We have also explored why is hreflang important for SEO, covering its role in preventing duplicate content issues and significantly improving user experience. By understanding the distinct purposes of hreflang and canonical tags, you can ensure search engines correctly interpret your content relationships.
Proper hreflang SEO empowers your site to connect with users globally, delivering relevant content and enhancing your online presence effectively.
Check out the BestSEO website today for more information on how websites work.
Frequently Asked Questions About Hreflang Tags
What Is The Primary Benefit Of Using Hreflang?
The main benefit of using hreflang is to ensure search engines show the correct language or regional version of your content to the appropriate user, thereby improving user experience and preventing duplicate content issues across different locales.
How Often Should I Audit My Hreflang Implementation?
Regular audits are highly recommended, ideally quarterly or whenever significant changes occur on your website, such as adding new language versions or restructuring URLs, to identify and rectify any errors that could impact your international SEO performance.

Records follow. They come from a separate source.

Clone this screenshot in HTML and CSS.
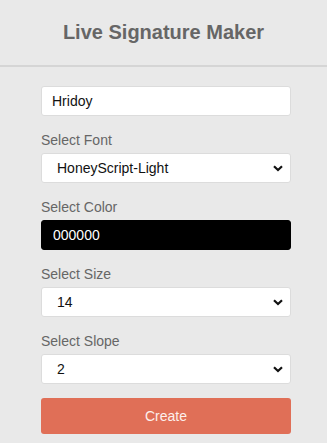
FILE: index.html
```html
<!DOCTYPE html>
<html lang="en">
<head>
  <meta charset="UTF-8">
  <title>Live Signature Maker</title>
  <link rel="stylesheet" href="styles.css">
</head>
<body>
  <div class="header">
    <h1>Live Signature Maker</h1>
  </div>

  <div class="form">
    <input type="text" class="field" id="name" value="Hridoy">

    <label for="font" class="label">Select Font</label>
    <div class="select-wrap">
      <select id="font" class="field">
        <option>HoneyScript-Light</option>
      </select>
      <svg class="chevron" width="10" height="7" viewBox="0 0 10 7"><path d="M1 1.2 L5 5 L9 1.2" fill="none" stroke="#111" stroke-width="2.2"/></svg>
    </div>

    <label for="color" class="label">Select Color</label>
    <input type="text" class="field color" id="color" value="000000">

    <label for="size" class="label">Select Size</label>
    <div class="select-wrap">
      <select id="size" class="field">
        <option>14</option>
      </select>
      <svg class="chevron" width="10" height="7" viewBox="0 0 10 7"><path d="M1 1.2 L5 5 L9 1.2" fill="none" stroke="#111" stroke-width="2.2"/></svg>
    </div>

    <label for="slope" class="label">Select Slope</label>
    <div class="select-wrap">
      <select id="slope" class="field">
        <option>2</option>
      </select>
      <svg class="chevron" width="10" height="7" viewBox="0 0 10 7"><path d="M1 1.2 L5 5 L9 1.2" fill="none" stroke="#111" stroke-width="2.2"/></svg>
    </div>

    <button class="create">Create</button>
  </div>
</body>
</html>
```

FILE: styles.css
```css
body {
  margin: 0;
  padding: 0;
  font-family: 'Liberation Sans', Arial, sans-serif;
  background: #e9e9e9;
}

.header {
  height: 65px;
  display: flex;
  justify-content: center;
  align-items: center;
  border-bottom: 2px solid #d5d5d5;
}

h1 {
  margin: 0;
  font-size: 20px;
  font-weight: bold;
  color: #666;
}

.form {
  padding: 19px 0 0 41px;
  width: 250px;
}

.field {
  display: block;
  box-sizing: border-box;
  width: 100%;
  height: 30px;
  margin: 0 0 16px 0;
  padding: 0 10px;
  font-family: 'Liberation Sans', Arial, sans-serif;
  font-size: 14px;
  color: #111;
  background: #fff;
  border: 1px solid #dcdcdc;
  border-radius: 3px;
  outline: none;
}

select.field {
  appearance: none;
  -webkit-appearance: none;
  padding-left: 15px;
}

.select-wrap {
  position: relative;
}

.chevron {
  position: absolute;
  right: 8px;
  top: 12px;
  pointer-events: none;
}

.color {
  background: #000;
  color: #fff;
  border-color: #000;
  padding-left: 11px;
}

.label {
  display: block;
  font-size: 14px;
  line-height: 17px;
  margin-bottom: 4px;
  color: #666;
}

.create {
  display: block;
  width: 100%;
  height: 36px;
  margin-top: -2px;
  border: none;
  border-radius: 3px;
  background: #e06f57;
  color: #fdf0ec;
  font-family: 'Liberation Sans', Arial, sans-serif;
  font-size: 14px;
  cursor: pointer;
}
```
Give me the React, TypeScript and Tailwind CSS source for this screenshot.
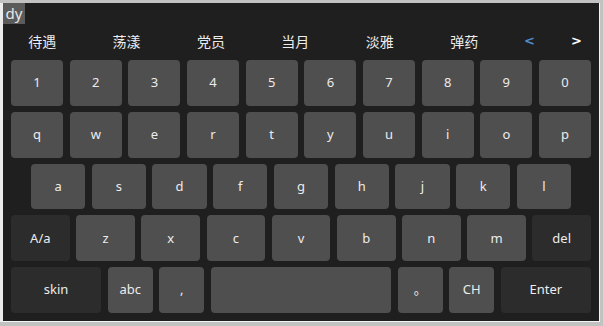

Is It Possible To Use Hreflang For Content That Is Merely Translated, Or Solely For Content That Is Geographically Different?
You can use hreflang for both. It is essential for content that is simply translated into different languages, and also for content in the same language but adapted for specific regions (e.g., English for the US versus English for the UK).
Does Hreflang Pass Along “Link Equity” Or “Ranking Power” Between Pages?
No, hreflang does not directly pass “link equity” or “ranking power” in the way a 301 redirect or canonical tag does. Its purpose is to signal to search engines that alternative versions of a page exist for different audiences, helping them serve the most relevant content, rather than consolidating ranking signals.